Earlier the porch had the scene of kind and matronly aunts, sisters, and grandma scurrying about as they prepared with great anticipation.
They had all retired to the kitchen where they continued planning and preparing.
As I sat upon the porch my thoughts drifted about like the clouds. I’ve been told artists dream of castles in the clouds, writers live in them and psychologists are the landlords that charge rent.
At my advanced age, I’m comfortable with the concept that my cloud is my castle and I own it and I’m too tight to pay rent.
Although fall is just around the corner, the katydids and the crickets are still out in force in a cacophonous chorus of southern gothic musings and it is still hot enough to remind even the oblivious that Maryland still has one foot in the old south.
I thought of the title of the 1989 novel by Kazuo Ishiguro, “The Remains of the Day.” The novel is about post-war Britain. The main character considers his past and is forced to come to terms with the gravity of the sacrifices he has made in the name of duty.
The plot, at the moment, is not why my mind wonders to the novel. It is the title, “The Remains of the Day,” which refers to a quiet evening when a person takes time to reflect the day's work.
It could also reflect pondering being older and looking back to take a tally of life work. In the novel, “The Remains of the Day” is also a metaphor for the last vestiges of England’s grand homes – and its waning position as a global power.
Although I was pre-occupied with the theme “porch,” my thoughts did not include the 1991 grunge tune, “Porch,” by Pearl Jam. I’m not sure I ever understood the song: “All the bills go by, and Initiatives are taken up, By the middle, there aint gonna be any middle any more, And the cross Im bearing home, Aint indicative of my place, Left the porch…”
Whatever.
It’s Labor Day weekend, a throwback to an ebullient era in the United States when one’s labor was the meaning of the person.

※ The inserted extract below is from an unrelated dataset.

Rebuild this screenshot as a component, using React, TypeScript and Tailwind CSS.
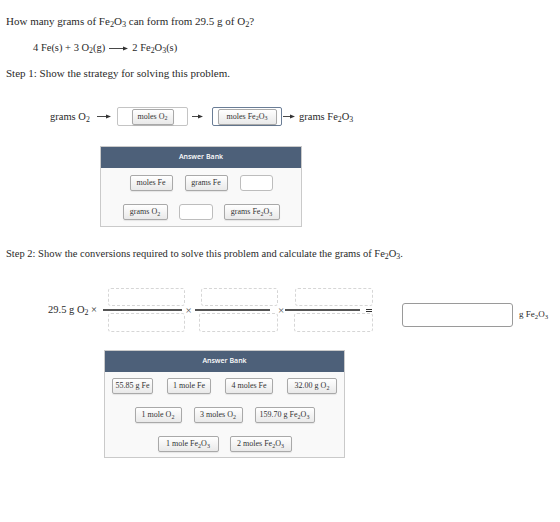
import React from "react";

function Arrow({ w }: { w: number }) {
  return (
    <svg width={w} height={7} viewBox={`0 0 ${w} 7`} className="shrink-0">
      <line x1="0" y1="3.5" x2={w - 4} y2="3.5" stroke="#333" strokeWidth="0.9" />
      <polygon points={`${w - 5},1.4 ${w},3.5 ${w - 5},5.6`} fill="#333" />
    </svg>
  );
}

function Chip({ className, children }: { className: string; children?: React.ReactNode }) {
  return (
    <div
      className={`flex h-[16px] shrink-0 items-center justify-center whitespace-nowrap rounded-[2px] border border-[#a9a9a9] bg-linear-to-b from-white to-[#e9e9e9] text-[8px] leading-none text-[#333] shadow-[0_1px_1px_rgba(0,0,0,0.08)] ${className}`}
    >
      {children}
    </div>
  );
}

function Slot({ className }: { className: string }) {
  return <div className={`h-[16px] shrink-0 rounded-[3px] border border-[#bdbdbd] bg-white ${className}`} />;
}

function BankHeader() {
  return (
    <div className="flex h-[21px] items-center justify-center bg-[#4d6079] font-['Open_Sans',sans-serif] text-[7px] font-semibold text-white">
      Answer Bank
    </div>
  );
}

function Box({ className }: { className: string }) {
  return <div className={`rounded-[3px] border border-dashed border-[#d6d6d6] bg-white ${className}`} />;
}

export default function App() {
  return (
    <div className="flex h-[522px] w-[560px] flex-col bg-white font-['Liberation_Serif',serif] text-[#2a2a2a]">
      <p className="ml-[6px] mt-[14px] h-[14px] text-[11px] leading-[14px]">
        How many grams of Fe<sub>2</sub>O<sub>3</sub> can form from 29.5 g of O<sub>2</sub>?
      </p>

      <div className="ml-[33px] mt-[13px] flex h-[14px] items-center text-[10.5px] leading-[14px]">
        <span>
          4 Fe(s) + 3 O<sub>2</sub>(g)
        </span>
        <span className="mx-[4px]">
          <Arrow w={19} />
        </span>
        <span>
          2 Fe<sub>2</sub>O<sub>3</sub>(s)
        </span>
      </div>

      <p className="ml-[6px] mt-[11px] h-[14px] text-[11px] leading-[14px]">
        Step 1: Show the strategy for solving this problem.
      </p>

      {/* strategy row */}
      <div className="ml-[50px] mt-[27px] flex h-[19px] items-center text-[10.5px]">
        <span className="w-[47px] whitespace-nowrap">
          grams O<sub>2</sub>
        </span>
        <Arrow w={14} />
        <div className="ml-[6px] flex h-[19px] w-[71px] items-center justify-center rounded-[2px] border border-[#c4c4c4] bg-white">
          <Chip className="h-[14px] w-[42px] text-[7.5px]">
            moles O<sub>2</sub>
          </Chip>
        </div>
        <span className="ml-[4px]">
          <Arrow w={11} />
        </span>
        <div className="ml-[9px] flex h-[19px] w-[70px] items-center justify-center rounded-[2px] border-[1.5px] border-[#6a7d96] bg-white">
          <Chip className="h-[14px] w-[59px] text-[7.5px]">
            moles Fe<sub>2</sub>O<sub>3</sub>
          </Chip>
        </div>
        <span className="ml-[1px]">
          <Arrow w={12} />
        </span>
        <span className="ml-[4px] whitespace-nowrap">
          grams Fe<sub>2</sub>O<sub>3</sub>
        </span>
      </div>

      {/* first answer bank */}
      <div className="ml-[100px] mt-[20px] w-[202px] border border-[#cacaca] bg-[#f9f9f9]">
        <BankHeader />
        <div className="flex flex-col gap-[13px] pb-[6px] pt-[7px]">
          <div className="flex justify-center gap-[12px]">
            <Chip className="w-[43px]">moles Fe</Chip>
            <Chip className="w-[43px]">grams Fe</Chip>
            <Slot className="w-[33px]" />
          </div>
          <div className="flex justify-center gap-[11px]">
            <Chip className="w-[45px]">
              grams O<sub>2</sub>
            </Chip>
            <Slot className="w-[34px]" />
            <Chip className="w-[56px]">
              grams Fe<sub>2</sub>O<sub>3</sub>
            </Chip>
          </div>
        </div>
      </div>

      <p className="ml-[6px] mt-[20px] h-[14px] text-[10.5px] leading-[14px]">
        Step 2: Show the conversions required to solve this problem and calculate the grams of Fe<sub>2</sub>O
        <sub>3</sub>.
      </p>

      {/* conversion row */}
      <div className="ml-[48px] mt-[27px] flex h-[44px] items-center text-[10.5px]">
        <span className="w-[55px] whitespace-nowrap">
          29.5 g O<sub>2</sub> ×
        </span>

        <div className="flex w-[82px] flex-col">
          <Box className="ml-[5px] h-[18px] w-[77px]" />
          <div className="mt-[3px] h-[1.5px] w-[79px] bg-[#555]" />
          <Box className="ml-[5px] mt-[2px] h-[19px] w-[77px]" />
        </div>
        <span className="w-[7px] text-center text-[11px] leading-none text-[#555]">×</span>

        <div className="ml-[3px] flex w-[83px] flex-col">
          <Box className="ml-[6px] h-[18px] w-[77px]" />
          <div className="mt-[3px] h-[1.5px] w-[75px] bg-[#555]" />
          <Box className="ml-[4px] mt-[2px] h-[19px] w-[79px]" />
        </div>
        <span className="w-[6px] text-center text-[11px] leading-none text-[#555]">×</span>

        <div className="ml-[1px] flex w-[88px] flex-col">
          <Box className="ml-[10px] h-[18px] w-[78px]" />
          <div className="mt-[3px] flex h-[1.5px] items-center">
            <div className="h-[1.5px] w-[75px] bg-[#555]" />
            <div className="ml-[6px] h-[3px] w-[6px] border-y border-[#333]" />
          </div>
          <Box className="ml-[9px] mt-[2px] h-[19px] w-[79px]" />
        </div>

        <div className="ml-[29px] mt-[15px] h-[24px] w-[111px] self-start rounded-[3px] border border-[#9a9a9a] bg-white" />
        <span className="ml-[6px] mt-[20px] self-start whitespace-nowrap text-[9px] leading-[12px]">
          g Fe<sub>2</sub>O<sub>3</sub>
        </span>
      </div>

      {/* second answer bank */}
      <div className="ml-[104px] mt-[18px] w-[241px] border border-[#cacaca] bg-[#f9f9f9]">
        <BankHeader />
        <div className="flex flex-col gap-[13px] pb-[5px] pt-[6px]">
          <div className="flex justify-center gap-[14px]">
            <Chip className="w-[41px]">55.85 g Fe</Chip>
            <Chip className="w-[44px]">1 mole Fe</Chip>
            <Chip className="w-[48px]">4 moles Fe</Chip>
            <Chip className="w-[50px]">
              32.00 g O<sub>2</sub>
            </Chip>
          </div>
          <div className="flex justify-center gap-[12px]">
            <Chip className="w-[47px]">
              1 mole O<sub>2</sub>
            </Chip>
            <Chip className="w-[49px]">
              3 moles O<sub>2</sub>
            </Chip>
            <Chip className="w-[60px]">
              159.70 g Fe<sub>2</sub>O<sub>3</sub>
            </Chip>
          </div>
          <div className="flex justify-center gap-[11px]">
            <Chip className="w-[61px]">
              1 mole Fe<sub>2</sub>O<sub>3</sub>
            </Chip>
            <Chip className="w-[62px]">
              2 moles Fe<sub>2</sub>O<sub>3</sub>
            </Chip>
          </div>
        </div>
      </div>
    </div>
  );
}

I am reminded that the porch – and the home – were built around 1910 at the end of what the local historian Chris Weeks called an “enthusiastic” period in Westminster, from about 1865 to 1910. He wrote in his 1978 architectural reference book, The Building of Westminster,” that it was an era when Westminster and “the entire nation was reveling in itself and its accomplishments…
“The city was beginning to attract heavy industry; there was a marked shift in population and economics…
“The citizens and their fathers had created a town in the middle of nowhere by using nothing but their own will and work…”
Mr. Weeks cites an excerpt of an address by Dr. J. W. Herring, at the Semi-centennial Rally in Carroll County on April 11, 1887:
“This ebullient era was neatly and succinctly summed up in an address by Dr. J. W. Herring… some of the Doctor's remarks are pertinent and valuable today:
‘Prominent, as we think, among the sources of the prosperity which followed [the settling of the county], and perhaps underlying them all, was the conservative disposition of the people…
‘Labor is not only honorable, but it is the legitimate and necessary law of our being… They [the early settlers] exhibited in large degree the virtue of self-reliance, without which no success can come, either to an individual or to a nation…
‘The prosperity which has marked our country's history and which we enjoy today is in great part due to the fact that our fathers depended upon themselves. They did not believe in the doctrine of 'delegated powers' as it represents one's own business.
‘And in this there is the suggestion of a valuable lesson… To produce, and not alone to consume, is the teaching which political economy would impress...’”
Whether our great nation still revels with pride in the values illuminated by Dr. Hering is for you to decide and the stuff of another musing for another time.
For now, as I sat on the porch in the dark, I daydreamed about my childhood days – - and the reclusive and enigmatic childhood friend of Truman Capote, Harper Lee.
Ms. Lee was born Nelle Harper Lee on April 28, 1926, in Monroeville, Alabama.
She is best known for her one and only book, which just happened to be a Pulitzer Prize-winning best-seller, “To Kill a Mockingbird,” published in 1960, when she was 34 years old.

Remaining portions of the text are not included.